‘’Dlm HUT PGRI, Kalla tak terima dgn puisi guru yg sebut Negara lebih lindungi komodo. Guru jangan hina bangsa sendiri, ucapnya.”
Saya terima SMS di atas Minggu (27/11) pukul 12.51 WIB beberapa menit seusai menjadi moderator penyampaian resume rapat Ombudsman Riau Pos Grup di Hotel Pusako, Bukitttinggi, Sumatera Barat. Seusai acara, bersama rombongan konvoi menuju Pekanbaru menggunakan jalan darat. Pukul 17.15 WIB kami menyinggahi ‘’Bandrek House” – di pinggir hutan Kabupaten 50 Kota arah ke Pekanbaru – lokasinya mirip hutan Genting Higland.
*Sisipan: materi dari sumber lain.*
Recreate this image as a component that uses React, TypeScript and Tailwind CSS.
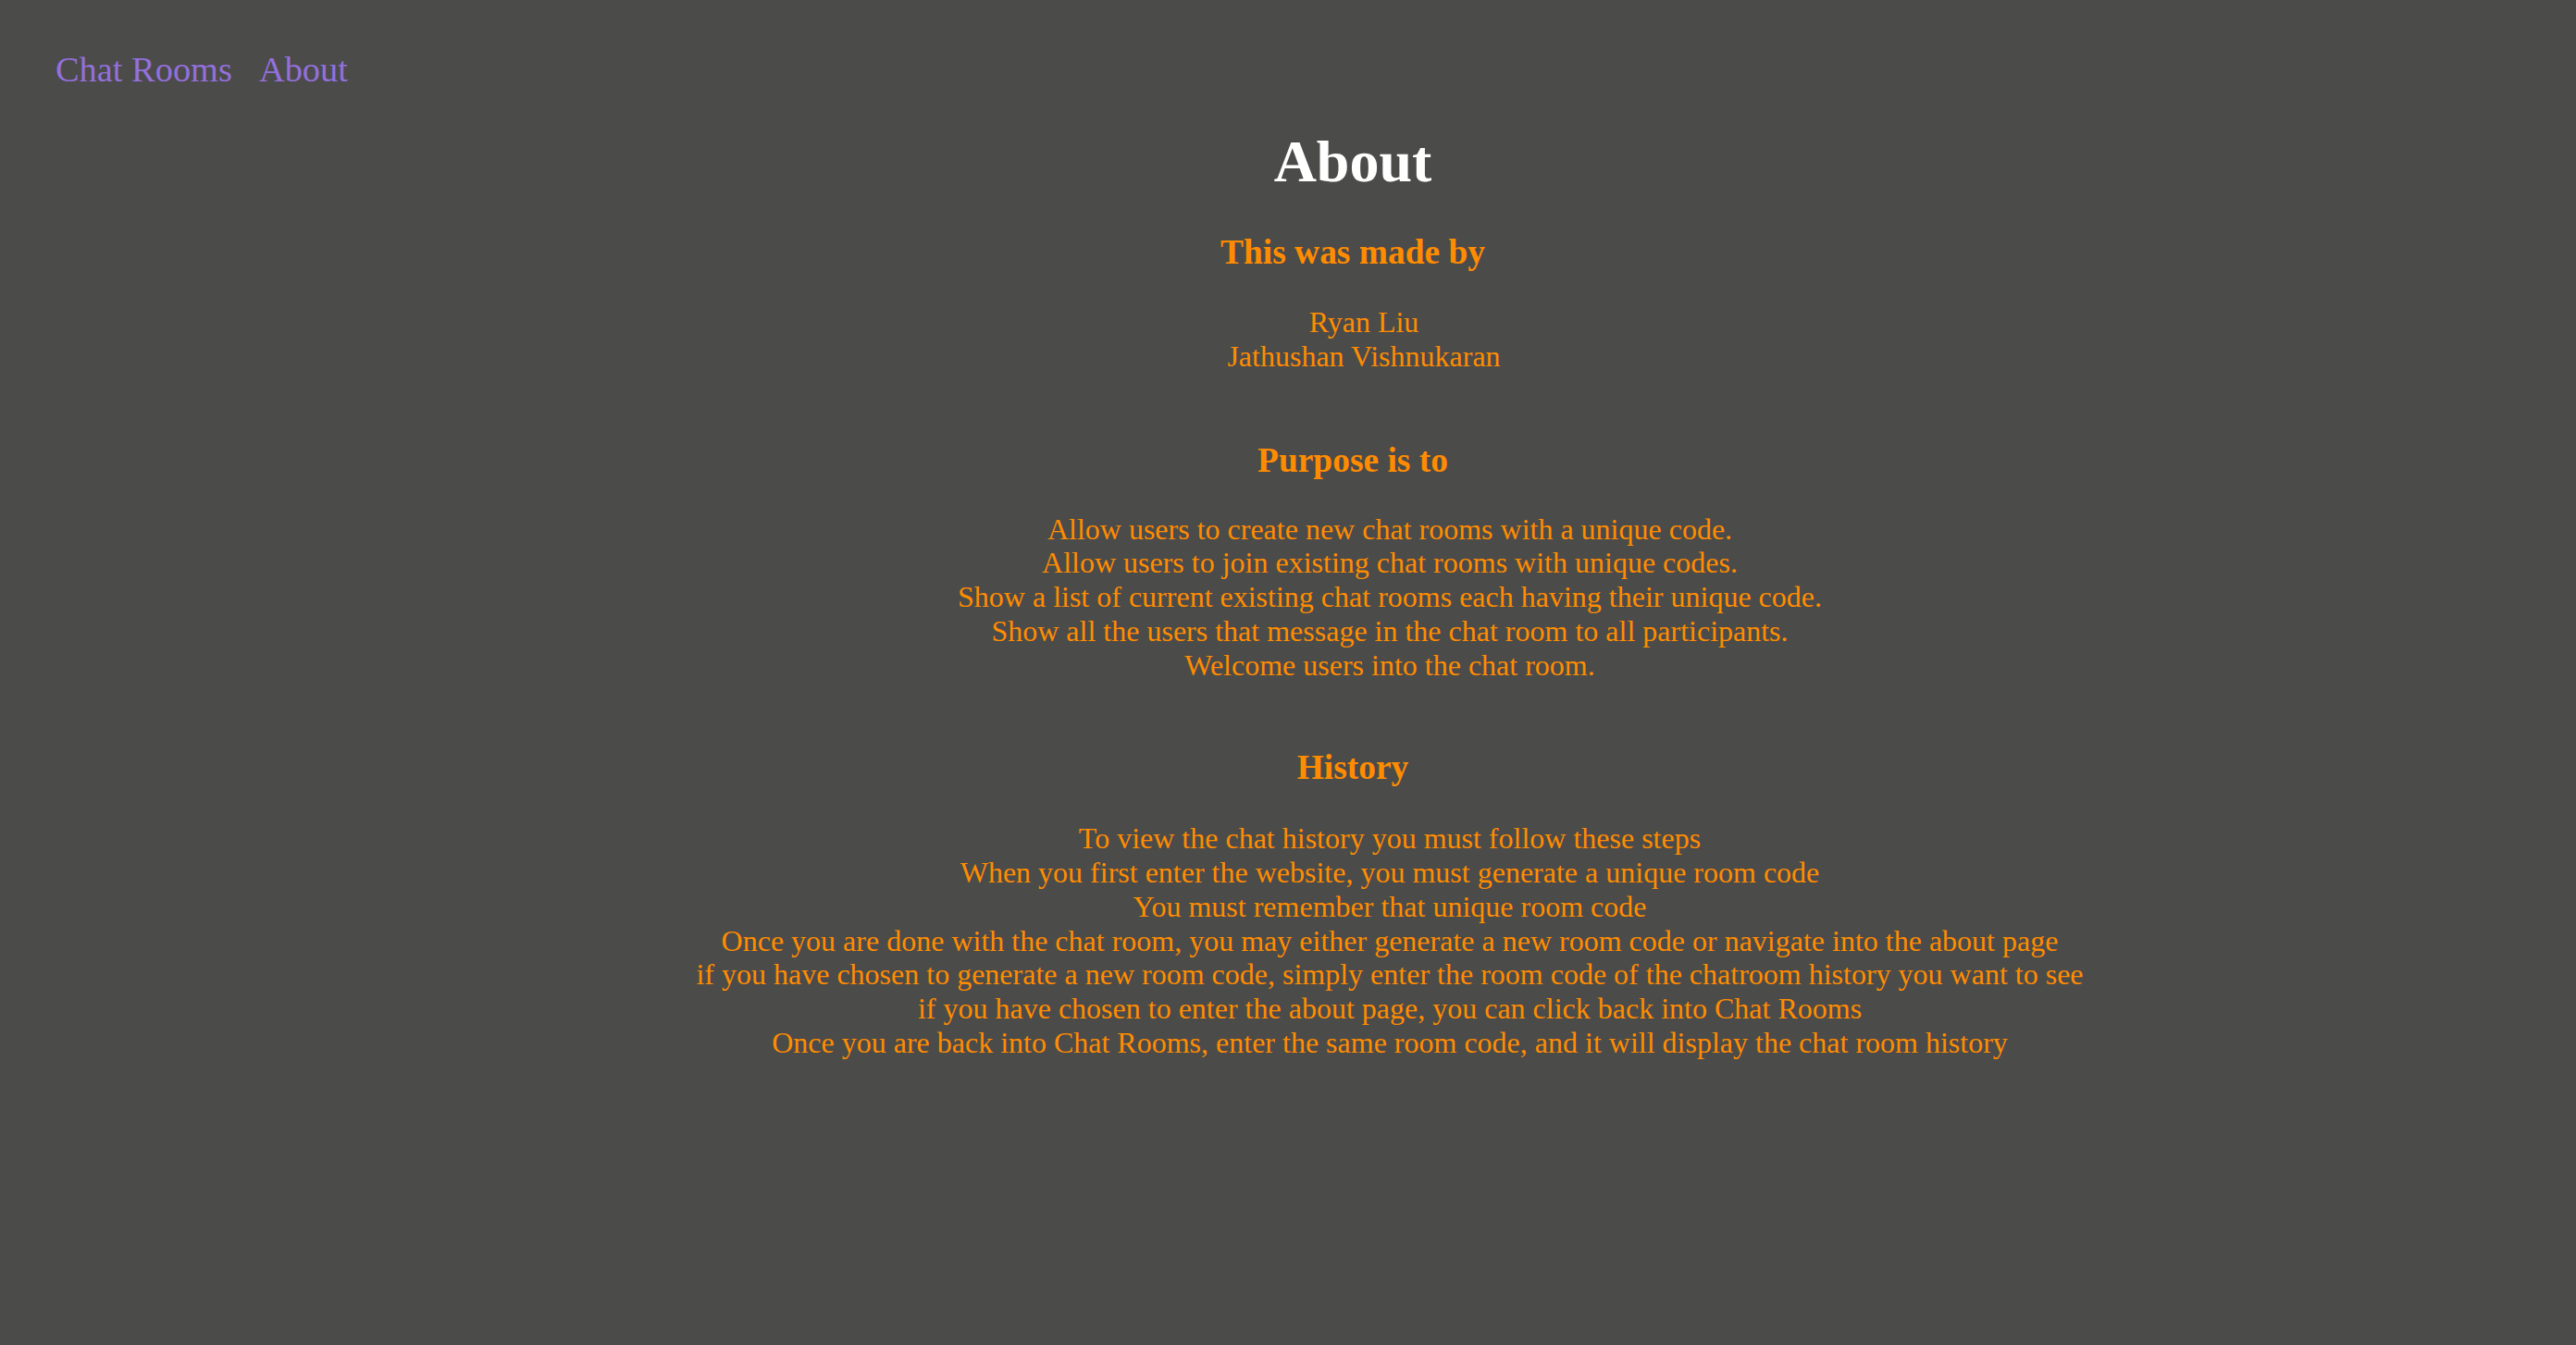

Sambil menikmati menu bandrek lima dimensi, kami nikmati tayangan berita televisi yang menampilkan Wapres Jusuf Kalla pidato sambil marah-marah. Hmm, ini jadi pembenaran isi SMS tersebut.
‘’Kepala jasad M Salik, bomber Bali II akan dimakamkan di Jakarta. Pasalnya, Pemda Majalengka menolak Salik dikubur di kampungnya.” Yang ini diterima Senin (28/11) pukul 12.38 WIB saat hujan menghalang saya untuk survey ke mal-mal di Pekanbaru. Dua peristiwa yang diinfokan SMS kiriman Hallo Gold itu jadi ‘’modal” pembuka suara saat berjumpa ibunda dan dua teman lama.
Yang cepat direspon ibu soal guru. Ditimpali pula bual saya tentang Jusuf Kalla yang pernah dijumpai beberapa hari menjelang pengumuman kenaikan BBM. Ibu terkesan ‘’setuju” dengan Kalla. Tersebab, banyak para guru yang dikenalnya, rata-rata makmur hidupnya. Bahkan sudah seperti dosen, datang ke sekolah pas jam pelajaran saja. Tak perlu datang jam 7 pagi lagi.
Bagaimana dengan berita bom Bali? Yang ini sepertinya dibawa kesal, kok ada yang tega-tega beridiologi aneh begitu. Tapi peristiwanya menjadikan makin parah perekonomian dan ditambah kenaikan BBM. Yang naik BBM inilah, jadi perbincangan panjang saat bertemu dua teman lama satu almamater. Ya, kenaikan BBM berimbas pada usaha mereka yakni sebagai marketing asuransi dan penjual mie ayam.
Saya salut dengan teman penjual mie ayam. Gelar sarjana S-1 tak ada tampak sedikit pun saat dia meletakkan mie dan potongan-potongan ayam ke mangkok. Dari kaca etalase dia melirik calon pelanggannya. Saat dihidangkan, baru tahu, saya teman lama.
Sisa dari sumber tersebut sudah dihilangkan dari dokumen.